Does such a player — another Robinson — exist in Major League Baseball today? We’re not sure. But we’re not trusting that change is going to just happen, certainly not on account of the Mitchell Report. Baseball needs a hero. We’re waiting for the next Jackie.
December 14th, 2007 at 3:32 pm
But does baseball want or need a hero?
I’d argue of the three moral scandals that you present, the only one that truly threatened the game, was the black sock scandal. That was the only scandal that put into question the integrity of the competition on the field. Think about it: Baseball or any professional sport’s business model requires true competition on the field. If the competition isn’t real, the game is reduced to a stage or screen production. The season would be something akin to a scripted drama or professional wrestling. That is why gambling is such a sin in professional sports, while cheating is not. (Just ask Pete Rose and Gaylord Perry.)
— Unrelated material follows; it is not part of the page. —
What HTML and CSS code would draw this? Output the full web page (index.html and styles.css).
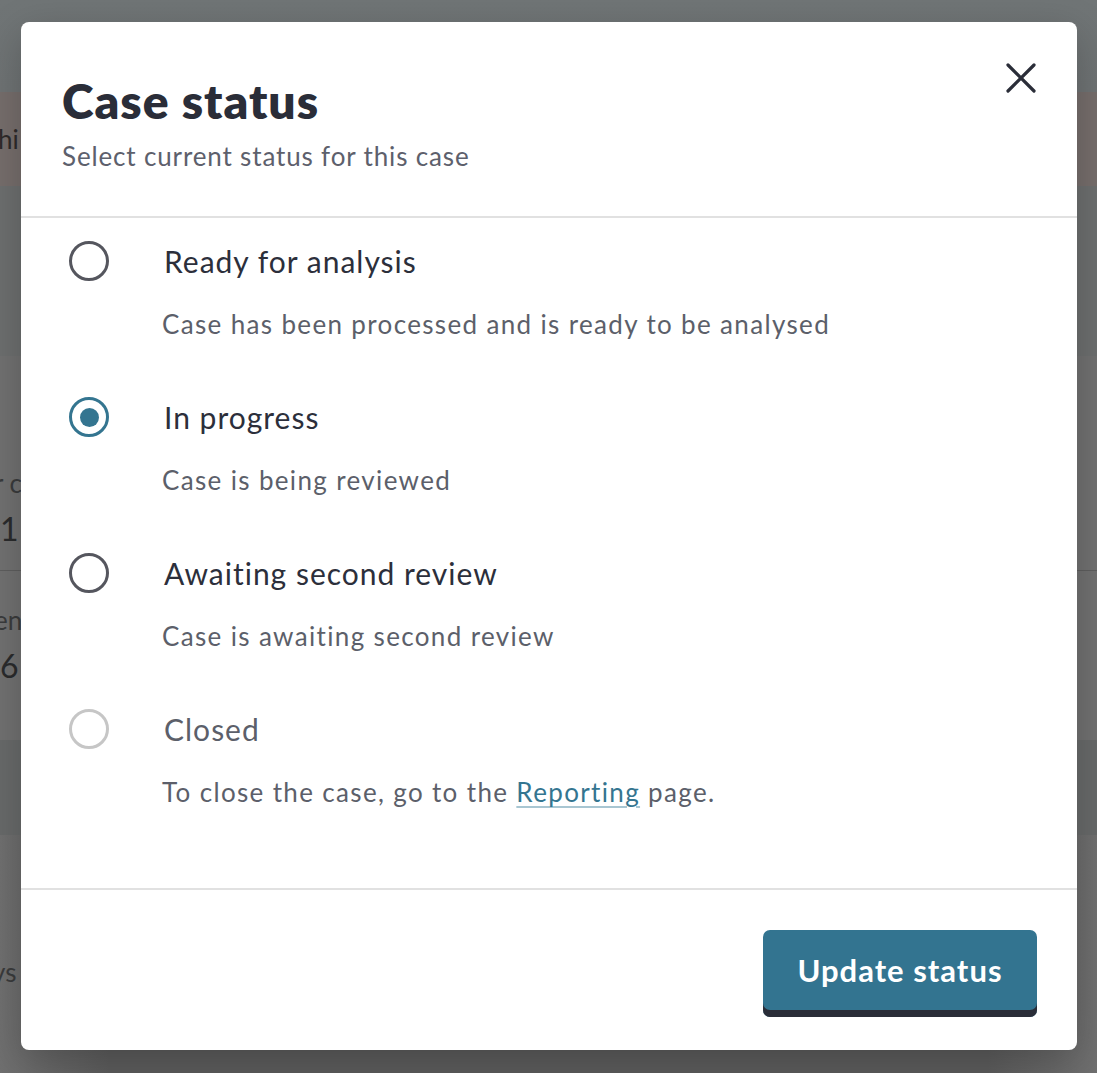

As much of a moral outrage as discrimination, racism or segregation was, there was never any question the players of the field wanted to win; the same can be said for the steroids era. And unlike segregation, where the level of competition was reduced, there is little doubt that PEDs in baseball have increased the level of competition. This is the real reason why it was encouraged, not so much by the commissioner’s office or by the players union, but by the fans. I surmise that the average fan wants a winner, clean or not. In 1998 was there a doubt in your mind about whether McGwire was on PEDs? Did you care? How many fans wax nostalgically about the 1970s and 1980s when the average baseball player was about as big as So Taguchi (5’11” 170#) and Willie “Pops” Stargell was considered a big man at 6’2”, 220#?
Sorry, I believe the average casual fan neither wants nor needs a hero.